New legislation based on overly broad definitions of terrorism is also used to detain children for a wide range of activities outside of national security concerns, such as participation in peaceful protests, involvement in banned political groups or alleged gang activity. Following their arrest, children have been detained without charge or trial for years and, when convicted, often by adult or military courts, have sometimes received harsh sentences, including the death penalty. 

Promising Practices

Recommendations

In line with UN Security Council Resolution 2427 (2018), States should recognise that children recruited by non-State armed groups designated as terrorist or armed groups termed violent extremist are first and foremost victims of grave abuses of human rights. 

States should explicitly exclude children from national counter-terrorism and security legislation, and ensure that children suspected of national security offences are treated exclusively within child justice systems, with full child justice guarantees, including access to counsel, the right to challenge their confinement, protection of privacy, and contact with their families. 

States should ensure that counter-terrorism legislation with penal sanctions is never used against children peacefully exercising their rights to freedom of expression, freedom of religion or belief, or freedom of association and assembly. 

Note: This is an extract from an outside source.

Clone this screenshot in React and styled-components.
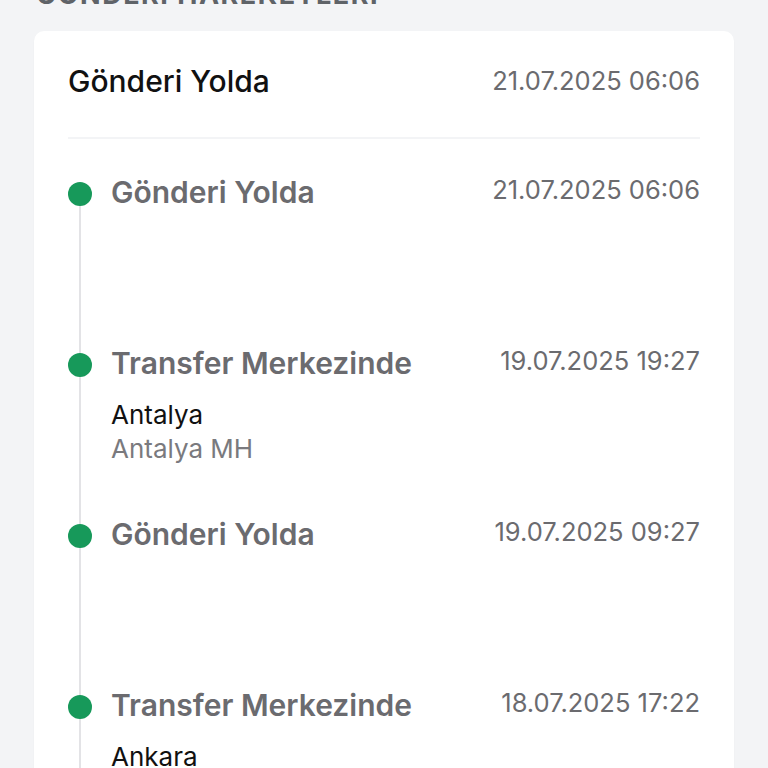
import styled, { createGlobalStyle } from 'styled-components';

const GlobalStyle = createGlobalStyle`
  html, body {
    margin: 0;
    padding: 0;
    background: #f3f4f6;
    font-family: Inter, "Noto Sans", sans-serif;
    overflow: hidden;
  }
`;

const events = [
  { title: 'Gönderi Yolda', date: '21.07.2025 06:06' },
  { title: 'Transfer Merkezinde', date: '19.07.2025 19:27', city: 'Antalya', branch: 'Antalya MH' },
  { title: 'Gönderi Yolda', date: '19.07.2025 09:27' },
  { title: 'Transfer Merkezinde', date: '18.07.2025 17:22', city: 'Ankara', branch: 'Ankara MH' },
];

const Page = styled.div`
  padding: 0 34px;
  margin-top: -20px;
`;

const SectionTitle = styled.h2`
  margin: 0 0 21px 2px;
  font-size: 27px;
  line-height: 30px;
  font-weight: 700;
  letter-spacing: 1.5px;
  color: #5f6368;
  text-transform: uppercase;
`;

const Card = styled.div`
  background: #fff;
  border-radius: 10px;
  padding: 30px 34px 0;
  box-shadow: 0 1px 2px rgba(0, 0, 0, 0.03);
`;

const Header = styled.div`
  display: flex;
  justify-content: space-between;
  align-items: flex-start;
  padding-bottom: 36px;
  border-bottom: 2px solid #f3f4f6;
`;

const HeaderTitle = styled.div`
  font-size: 30px;
  line-height: 40px;
  font-weight: 500;
  color: #111;
`;

const DateText = styled.div`
  font-size: 25.5px;
  line-height: ${(p) => p.$lh || '40px'};
  color: #6b6b6f;
  white-space: nowrap;
`;

const Timeline = styled.div`
  padding-top: 35px;
`;

const Item = styled.div`
  display: grid;
  grid-template-columns: 24px 1fr auto;
  column-gap: 19px;
  min-height: 171px;
`;

const Rail = styled.div`
  position: relative;
  display: flex;
  justify-content: center;
  &::after {
    content: '';
    position: absolute;
    top: 20px;
    bottom: -20px;
    left: 11px;
    width: 2px;
    background: #e3e3e6;
  }
`;

const Dot = styled.span`
  position: relative;
  z-index: 1;
  margin-top: 8px;
  width: 24px;
  height: 24px;
  border-radius: 50%;
  background: #17995a;
`;

const Body = styled.div`
  display: flex;
  flex-direction: column;
`;

const ItemTitle = styled.div`
  margin-top: 2px;
  font-size: 30px;
  line-height: 32px;
  font-weight: 600;
  color: #6b6b6f;
`;

const City = styled.div`
  margin-top: 19px;
  font-size: 26px;
  line-height: 34px;
  color: #111;
`;

const Branch = styled.div`
  font-size: 26px;
  line-height: 34px;
  color: #7a7a7e;
`;

export default function App() {
  return (
    <>
      <GlobalStyle />
      <Page>
        <SectionTitle>Gönderi Hareketleri</SectionTitle>
        <Card>
          <Header>
            <HeaderTitle>Gönderi Yolda</HeaderTitle>
            <DateText>21.07.2025 06:06</DateText>
          </Header>
          <Timeline>
            {events.map((e, i) => (
              <Item key={i}>
                <Rail>
                  <Dot />
                </Rail>
                <Body>
                  <ItemTitle>{e.title}</ItemTitle>
                  {e.city && <City>{e.city}</City>}
                  {e.branch && <Branch>{e.branch}</Branch>}
                </Body>
                <DateText $lh="32px">{e.date}</DateText>
              </Item>
            ))}
          </Timeline>
        </Card>
      </Page>
    </>
  );
}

States should end all administrative or preventive detention of children and instead develop alternatives to deprivation of liberty, including diversion programmes, care, guidance and supervision orders, counseling, probation, foster care, education and vocational training programmes, and other non-custodial measures. 

States should ensure that any sentence for national security offenses is appropriate to the child’s age and aimed at their rehabilitation and reintegration into society. 

States should take all necessary measures to ensure that rehabilitation programmes are neither punitive nor discriminatory and do not amount to arbitrary detention. 

States should take responsibility for children abroad who are their citizens and who may be detained on security related offenses or for association with armed groups, including children born to their nationals.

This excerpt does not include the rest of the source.